When young Moken lovers wish to transform their relationship into a more stable and long-term commitment involving children (in many cultures referred to as: Marriage), the young man would traditionally have to build a suitable Kabang and present it to the lady’s father. He would be guided by elders and helped out by friends and relatives, with kids as eager onlookers. Should the potential father in law decline the request, the given reason would usually be that the Kabang was not fit for his daughter. But seriously – there is never anything wrong with the Moken Kabang, so the real reason lies in that the men traditionally carry the responsibility of keeping records of the bloodlines, and would be forced to decline in order to avoid the consequences of inbreeding. Today, following the bloodlines is an easier task, yet prohibiting unwanted consequences is a greater challenge as their numbers grow smaller.

In specific places on the ocean between the islands of the Mergui, you will spot a cluster of strange spikes sticking up from the surface. When you get closer, you realize that these are bamboo rods roped together with something heavy underneath which makes them stand upright. Today, some have sadly been replaced with blocks of dirty white polystyrene. Yet they all still go by the name of Bamboo Islands. To find out why they are there you need to continue the Moken Experience on our Hold your breath page.
The ancient home and last refuge of the Moken people.
The Mergui Archipelago, sometimes also called Myeik Archipelago or Myeik Kyunzu, consists of more than 800 islands, varying in size from very small to hundreds of square kilometers. They are all situated in the Andaman Sea off the western shore of the Malay Peninsula (Burma (Myanmar) and Thailand). It is normal to define this archipelago as reaching from the Mali Kyun in the north to Surin Islands in the south. It could also be argued that the Similan Islands are a natural part of this archipelago.
The islands’ geology is mainly limestone and granite. They are covered with lush tropical growth and rainforests. The shorelines are characterized by long white sandy beaches, rocky headlands, and in some places, mangrove swamps. Off shore the ocean contains plenty of coral reefs, and until recently, due to the absence of modern influence, the area hosted a great diversity of wildlife. Today the fishing industry, climate change, and the new objectives of the Burmese government all deem the future of the Mergui Archipelago, and ultimately the Moken, very uncertain.

Just a few years ago, anyone visiting the archipelagos of the Andaman Sea would experience abundant reefs with Whale Sharks, Manta Rays and Blue Marlins gliding by. Today even the diving instructors feel lucky if just one of these is spotted in a season. Reefs suffer from bleaching caused by temperature changes and even worse; dynamite fishing. International corporations are accumulating huge profits by slaughtering the last of the world’s sushi and shark-fin soup ingredients. Local fishermen of the Andaman reminisce over the days where the income from one nights fishing would be more than just the cost of fuel, and lobsters could be gathered on the way back. The Moken often starve. Their situation is made worse by being forced to settle in villages, where they face the risk of being arrested for beachcombing. Many Moken have no other choice but to crew the trawlers to support their families, and some are even forced to risk the hazardous compressed air diving (more on our “Hold your breath” page). There are no regulations enforced on the catches, neither on size nor kind. The oceans are emptying so fast we can see the difference from just one season to the next.
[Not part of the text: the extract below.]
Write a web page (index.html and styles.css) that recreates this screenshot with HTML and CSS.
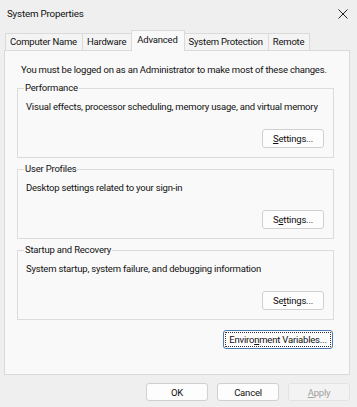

Photo: Christian Lien Jensen
The last Kabang on Surin Island is a stranded wreck on the beach. It is not beyond repair, but it will take a lot to make it float again. The men and women on Surin are eager to save their precious boat, but are struggling hard to make ends meet. Since the hull was modernized at one point by fitting in a small engine, the repairs require some cash to buy parts unobtainable in the jungle. This has stalled the reconstruction process completely. Without a Kabang there is no Moken culture. The key to their legacy is almost gone. The elders need to educate the young so the wisdom will not be lost. But for this to have a lasting effect, the next generation of Moken need help to restore faith in the power of their own culture and abilities. This can be done through establishing new ways of sustainable use for the Kabangs. Project Moken aims to make this happen. You can contribute by signing our virtual campaign on this page.
The Kabang is ingeniously constructed from one single tree; the trunk shaped into a vessel with near-perfect hydrodynamic properties through techniques utilized worldwide since the Stone Age. The process starts with relocating the spirits inhabiting the living tree into suitable new dwellings in the surrounding forest. Failing to do so will subject the boat to harm caused by the mistreated spirit. When the Moken fell the tree, a new one is planted in its place. The felled trunk is then hollowed, filled with water, and widened over fire. This task is meticulously controlled with plants that react specifically to different temperatures until it sets with a risen bow and stern. The hull is then extended with palm leaf rods (Zalacca), making the Kabang a sturdy sailboat capable of crossing open sea (where most other dug-outs would just be a canoe). Today most Moken construct their Kabang with plank gunwales, since Zalacca performs like reed and has to be replaced once or twice each year. For the Kabang roof and sail, Pandanus leaves are sewn together to create a material reminiscent of what would be ultra lightweight sheet metal. The bifurcation (bulb) in the bow and stern of the Kabang serves both advanced hydrodynamic and sophisticated navigational functions, as well as the practical use of it as a ladder to climb in and out of the water.
Our discoveries about the Kabang construction methods, design, and performances at sea, are leading modern researchers and historical enthusiasts to realize that we may reconsider many of our theories concerning early man’s capabilities in terms of migration.